[The request]
State how many lines include "components", giving the number by itself.

-- START Data for the task --

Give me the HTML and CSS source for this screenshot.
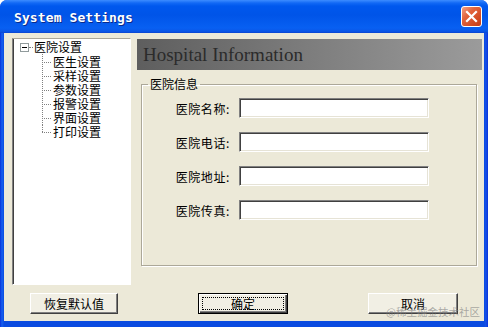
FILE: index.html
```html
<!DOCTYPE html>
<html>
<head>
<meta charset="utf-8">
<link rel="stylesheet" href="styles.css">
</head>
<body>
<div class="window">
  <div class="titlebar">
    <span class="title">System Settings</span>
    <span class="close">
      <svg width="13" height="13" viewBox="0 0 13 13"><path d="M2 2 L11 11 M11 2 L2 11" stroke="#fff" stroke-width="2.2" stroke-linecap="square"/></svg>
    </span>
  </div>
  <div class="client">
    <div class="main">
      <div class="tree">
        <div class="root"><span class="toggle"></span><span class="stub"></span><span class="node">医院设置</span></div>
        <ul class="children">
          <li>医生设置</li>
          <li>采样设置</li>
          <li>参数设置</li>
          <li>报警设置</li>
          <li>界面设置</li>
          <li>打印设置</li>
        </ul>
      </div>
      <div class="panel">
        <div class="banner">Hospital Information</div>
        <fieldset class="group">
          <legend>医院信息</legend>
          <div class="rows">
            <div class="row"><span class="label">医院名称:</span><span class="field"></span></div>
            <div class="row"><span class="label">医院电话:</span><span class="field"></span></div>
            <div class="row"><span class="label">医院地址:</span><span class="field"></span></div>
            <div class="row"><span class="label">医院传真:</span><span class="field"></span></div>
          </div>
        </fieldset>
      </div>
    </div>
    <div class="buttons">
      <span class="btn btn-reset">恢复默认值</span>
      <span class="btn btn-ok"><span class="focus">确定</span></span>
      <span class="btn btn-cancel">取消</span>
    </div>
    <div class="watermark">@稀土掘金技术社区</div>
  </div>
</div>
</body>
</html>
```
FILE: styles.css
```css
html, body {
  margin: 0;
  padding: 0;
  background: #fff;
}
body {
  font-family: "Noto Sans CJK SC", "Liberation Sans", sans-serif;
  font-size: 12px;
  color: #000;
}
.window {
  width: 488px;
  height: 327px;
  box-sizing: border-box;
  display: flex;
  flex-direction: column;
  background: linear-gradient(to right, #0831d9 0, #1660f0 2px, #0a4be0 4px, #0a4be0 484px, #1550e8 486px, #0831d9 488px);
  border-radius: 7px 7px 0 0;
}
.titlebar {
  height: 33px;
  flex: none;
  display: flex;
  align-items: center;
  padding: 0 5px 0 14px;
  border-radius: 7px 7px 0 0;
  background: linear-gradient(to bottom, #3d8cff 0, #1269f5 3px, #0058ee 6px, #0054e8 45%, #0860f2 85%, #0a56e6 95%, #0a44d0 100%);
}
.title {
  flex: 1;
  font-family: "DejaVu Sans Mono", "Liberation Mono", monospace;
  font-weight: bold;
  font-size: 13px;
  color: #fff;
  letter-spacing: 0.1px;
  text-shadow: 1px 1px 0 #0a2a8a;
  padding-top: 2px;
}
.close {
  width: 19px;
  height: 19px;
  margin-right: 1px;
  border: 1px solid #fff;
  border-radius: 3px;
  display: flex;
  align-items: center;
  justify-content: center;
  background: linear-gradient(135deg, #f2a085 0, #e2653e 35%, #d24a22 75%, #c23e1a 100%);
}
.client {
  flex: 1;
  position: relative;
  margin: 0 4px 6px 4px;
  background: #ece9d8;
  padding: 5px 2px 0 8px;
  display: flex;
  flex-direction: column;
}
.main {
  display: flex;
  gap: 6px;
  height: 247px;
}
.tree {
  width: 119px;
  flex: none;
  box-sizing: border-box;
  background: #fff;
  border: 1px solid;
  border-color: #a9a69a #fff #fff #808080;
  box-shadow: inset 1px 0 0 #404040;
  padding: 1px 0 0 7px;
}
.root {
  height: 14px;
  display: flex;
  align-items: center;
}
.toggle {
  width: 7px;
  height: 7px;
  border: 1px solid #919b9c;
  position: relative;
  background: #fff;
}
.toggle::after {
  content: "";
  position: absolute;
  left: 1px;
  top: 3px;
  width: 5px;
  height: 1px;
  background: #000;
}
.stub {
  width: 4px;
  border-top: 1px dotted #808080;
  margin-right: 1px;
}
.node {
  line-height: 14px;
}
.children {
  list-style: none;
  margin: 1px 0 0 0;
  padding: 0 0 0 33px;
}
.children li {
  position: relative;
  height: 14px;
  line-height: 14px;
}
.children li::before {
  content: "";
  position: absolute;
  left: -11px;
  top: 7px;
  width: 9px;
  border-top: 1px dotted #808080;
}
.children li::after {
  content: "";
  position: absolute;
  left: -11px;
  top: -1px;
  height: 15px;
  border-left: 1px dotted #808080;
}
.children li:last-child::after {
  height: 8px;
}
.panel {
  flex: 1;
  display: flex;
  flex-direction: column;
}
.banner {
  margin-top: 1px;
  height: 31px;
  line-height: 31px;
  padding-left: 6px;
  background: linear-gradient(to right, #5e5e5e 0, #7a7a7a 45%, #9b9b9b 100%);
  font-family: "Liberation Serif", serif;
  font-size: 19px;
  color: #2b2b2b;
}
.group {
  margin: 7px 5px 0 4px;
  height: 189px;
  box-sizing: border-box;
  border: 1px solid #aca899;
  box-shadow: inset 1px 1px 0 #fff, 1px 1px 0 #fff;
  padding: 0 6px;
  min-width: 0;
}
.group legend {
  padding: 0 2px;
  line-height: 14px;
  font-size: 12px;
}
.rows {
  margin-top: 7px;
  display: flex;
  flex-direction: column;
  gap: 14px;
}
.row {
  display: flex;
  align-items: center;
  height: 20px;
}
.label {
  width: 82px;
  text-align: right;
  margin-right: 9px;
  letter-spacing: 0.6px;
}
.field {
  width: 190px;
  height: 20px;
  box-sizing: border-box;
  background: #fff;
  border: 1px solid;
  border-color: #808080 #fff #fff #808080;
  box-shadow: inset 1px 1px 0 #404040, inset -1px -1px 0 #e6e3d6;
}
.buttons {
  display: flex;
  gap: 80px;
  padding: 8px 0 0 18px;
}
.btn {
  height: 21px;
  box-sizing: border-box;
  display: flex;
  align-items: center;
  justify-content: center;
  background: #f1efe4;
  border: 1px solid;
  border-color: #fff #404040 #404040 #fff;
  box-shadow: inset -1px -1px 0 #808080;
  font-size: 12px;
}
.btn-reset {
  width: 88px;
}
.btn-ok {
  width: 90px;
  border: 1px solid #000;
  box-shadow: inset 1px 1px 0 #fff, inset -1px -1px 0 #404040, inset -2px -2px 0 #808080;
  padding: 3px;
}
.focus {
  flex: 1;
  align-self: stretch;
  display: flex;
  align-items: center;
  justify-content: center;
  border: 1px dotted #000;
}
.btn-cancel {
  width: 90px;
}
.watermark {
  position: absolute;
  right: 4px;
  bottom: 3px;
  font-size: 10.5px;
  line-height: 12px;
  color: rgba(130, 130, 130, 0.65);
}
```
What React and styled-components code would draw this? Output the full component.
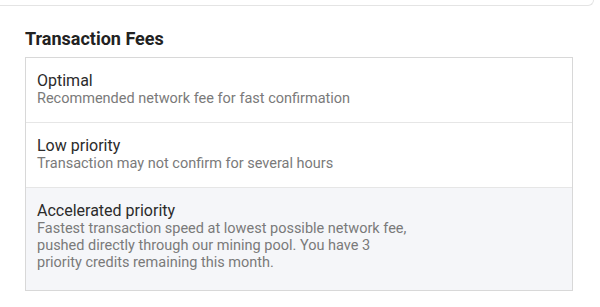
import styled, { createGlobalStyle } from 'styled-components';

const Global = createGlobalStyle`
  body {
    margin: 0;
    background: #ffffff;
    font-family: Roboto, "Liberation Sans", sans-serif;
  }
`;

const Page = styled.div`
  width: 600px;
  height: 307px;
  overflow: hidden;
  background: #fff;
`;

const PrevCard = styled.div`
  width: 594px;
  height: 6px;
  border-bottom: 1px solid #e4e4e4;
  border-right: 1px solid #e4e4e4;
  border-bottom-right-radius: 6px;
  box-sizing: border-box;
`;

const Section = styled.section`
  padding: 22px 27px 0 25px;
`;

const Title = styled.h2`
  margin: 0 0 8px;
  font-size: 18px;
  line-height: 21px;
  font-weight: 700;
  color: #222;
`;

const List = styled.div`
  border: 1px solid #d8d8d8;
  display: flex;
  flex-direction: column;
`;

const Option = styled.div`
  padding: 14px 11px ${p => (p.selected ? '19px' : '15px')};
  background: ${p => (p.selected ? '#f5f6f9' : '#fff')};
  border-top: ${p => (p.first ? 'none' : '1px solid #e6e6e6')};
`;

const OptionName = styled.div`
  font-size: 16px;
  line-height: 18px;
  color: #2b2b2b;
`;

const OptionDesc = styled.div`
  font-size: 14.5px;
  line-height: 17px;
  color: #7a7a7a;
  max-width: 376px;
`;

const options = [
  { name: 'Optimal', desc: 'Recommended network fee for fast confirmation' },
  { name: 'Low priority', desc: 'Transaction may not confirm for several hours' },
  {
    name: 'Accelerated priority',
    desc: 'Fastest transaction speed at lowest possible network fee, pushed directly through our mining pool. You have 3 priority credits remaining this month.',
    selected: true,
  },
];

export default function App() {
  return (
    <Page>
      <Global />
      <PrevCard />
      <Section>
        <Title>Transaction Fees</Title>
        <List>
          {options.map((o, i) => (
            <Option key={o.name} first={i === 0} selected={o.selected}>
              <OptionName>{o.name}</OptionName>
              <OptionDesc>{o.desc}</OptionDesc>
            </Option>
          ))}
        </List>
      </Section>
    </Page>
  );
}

-- END Data for the task --

[Response to this exercise]
2